EXERCISE TASK:
Will you extract the entries word for word? Images should not appear in the copy.

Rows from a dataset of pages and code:
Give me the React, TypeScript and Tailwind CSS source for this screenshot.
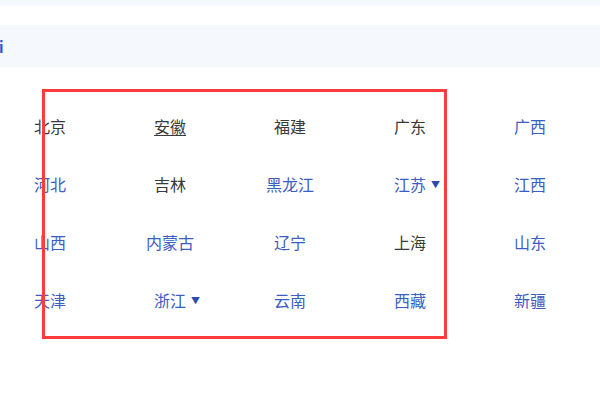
import React from 'react';

type Region = { name: string; link?: boolean; more?: boolean; underline?: boolean };

const regions: Region[] = [
  { name: '北京' },
  { name: '安徽', underline: true },
  { name: '福建' },
  { name: '广东' },
  { name: '广西', link: true },
  { name: '河北', link: true },
  { name: '吉林' },
  { name: '黑龙江', link: true },
  { name: '江苏', link: true, more: true },
  { name: '江西', link: true },
  { name: '山西', link: true },
  { name: '内蒙古', link: true },
  { name: '辽宁', link: true },
  { name: '上海' },
  { name: '山东', link: true },
  { name: '天津', link: true },
  { name: '浙江', link: true, more: true },
  { name: '云南', link: true },
  { name: '西藏', link: true },
  { name: '新疆', link: true },
];

export default function App() {
  return (
    <div
      className="relative w-[600px] h-[398px] overflow-hidden bg-white"
      style={{ fontFamily: '"Noto Sans CJK SC", "Noto Sans", sans-serif' }}
    >
      <div className="h-[6px] bg-[#f5f8fc]" />
      <div className="mt-[19px] h-[42px] bg-[#f5f8fc] flex items-center">
        <span className="-ml-[1px] text-[15px] font-bold leading-none text-[#1d5bd0]">i</span>
      </div>

      {/* region list */}
      <div className="mt-[30px] grid grid-cols-5 gap-x-5 w-[580px]">
        {regions.map((r) => (
          <div key={r.name} className="h-[58px] flex items-center justify-center">
            <span
              className={`relative text-[16px] leading-none ${
                r.link ? 'text-[#3c5dc2]' : 'text-[#3a3a3a]'
              } ${r.underline ? 'underline underline-offset-[2px]' : ''}`}
            >
              {r.name}
              {r.more && (
                <span className="absolute left-full top-1/2 -translate-y-1/2 ml-[5px] text-[9px] text-[#2a4bb0]">
                  ▼
                </span>
              )}
            </span>
          </div>
        ))}
      </div>

      {/* annotation box */}
      <div className="absolute left-[42px] top-[89px] w-[405px] h-[250px] border-[3px] border-[#ff3b3b] pointer-events-none" />
    </div>
  );
}
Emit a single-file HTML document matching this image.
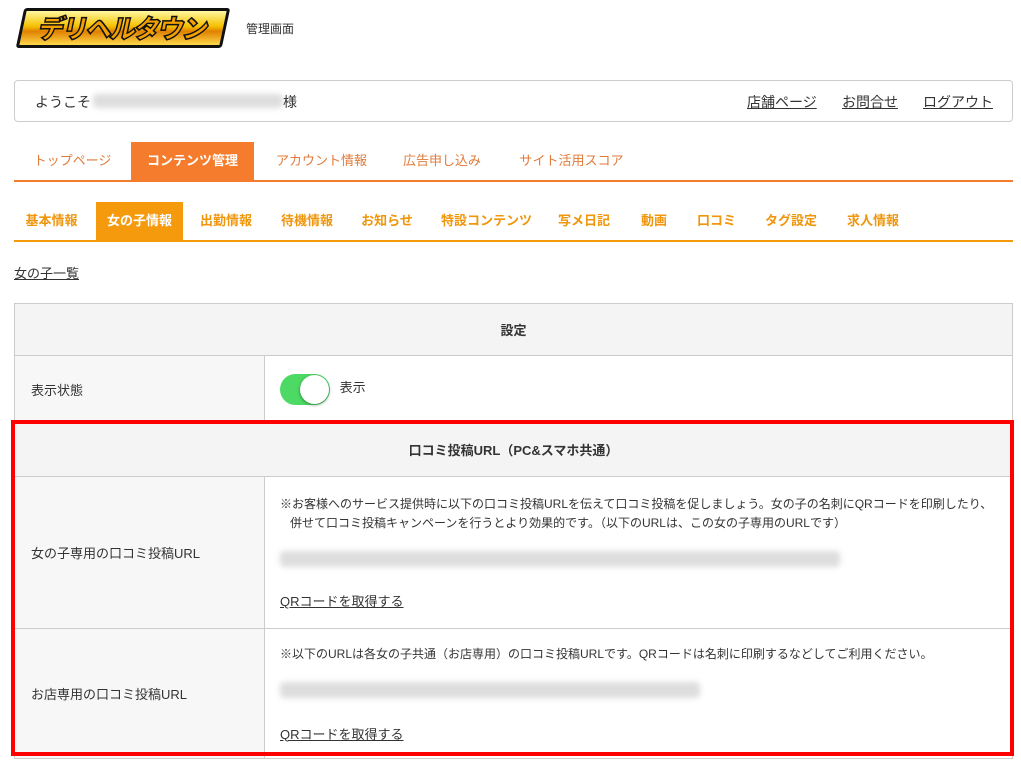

ANSWER TO THIS PROBLEM:
Give me the React, TypeScript and Tailwind CSS source for this screenshot.
import React from 'react';

type Region = { name: string; link?: boolean; more?: boolean; underline?: boolean };

const regions: Region[] = [
  { name: '北京' },
  { name: '安徽', underline: true },
  { name: '福建' },
  { name: '广东' },
  { name: '广西', link: true },
  { name: '河北', link: true },
  { name: '吉林' },
  { name: '黑龙江', link: true },
  { name: '江苏', link: true, more: true },
  { name: '江西', link: true },
  { name: '山西', link: true },
  { name: '内蒙古', link: true },
  { name: '辽宁', link: true },
  { name: '上海' },
  { name: '山东', link: true },
  { name: '天津', link: true },
  { name: '浙江', link: true, more: true },
  { name: '云南', link: true },
  { name: '西藏', link: true },
  { name: '新疆', link: true },
];

export default function App() {
  return (
    <div
      className="relative w-[600px] h-[398px] overflow-hidden bg-white"
      style={{ fontFamily: '"Noto Sans CJK SC", "Noto Sans", sans-serif' }}
    >
      <div className="h-[6px] bg-[#f5f8fc]" />
      <div className="mt-[19px] h-[42px] bg-[#f5f8fc] flex items-center">
        <span className="-ml-[1px] text-[15px] font-bold leading-none text-[#1d5bd0]">i</span>
      </div>

      {/* region list */}
      <div className="mt-[30px] grid grid-cols-5 gap-x-5 w-[580px]">
        {regions.map((r) => (
          <div key={r.name} className="h-[58px] flex items-center justify-center">
            <span
              className={`relative text-[16px] leading-none ${
                r.link ? 'text-[#3c5dc2]' : 'text-[#3a3a3a]'
              } ${r.underline ? 'underline underline-offset-[2px]' : ''}`}
            >
              {r.name}
              {r.more && (
                <span className="absolute left-full top-1/2 -translate-y-1/2 ml-[5px] text-[9px] text-[#2a4bb0]">
                  ▼
                </span>
              )}
            </span>
          </div>
        ))}
      </div>

      {/* annotation box */}
      <div className="absolute left-[42px] top-[89px] w-[405px] h-[250px] border-[3px] border-[#ff3b3b] pointer-events-none" />
    </div>
  );
}
Emit a single-file HTML document matching this image.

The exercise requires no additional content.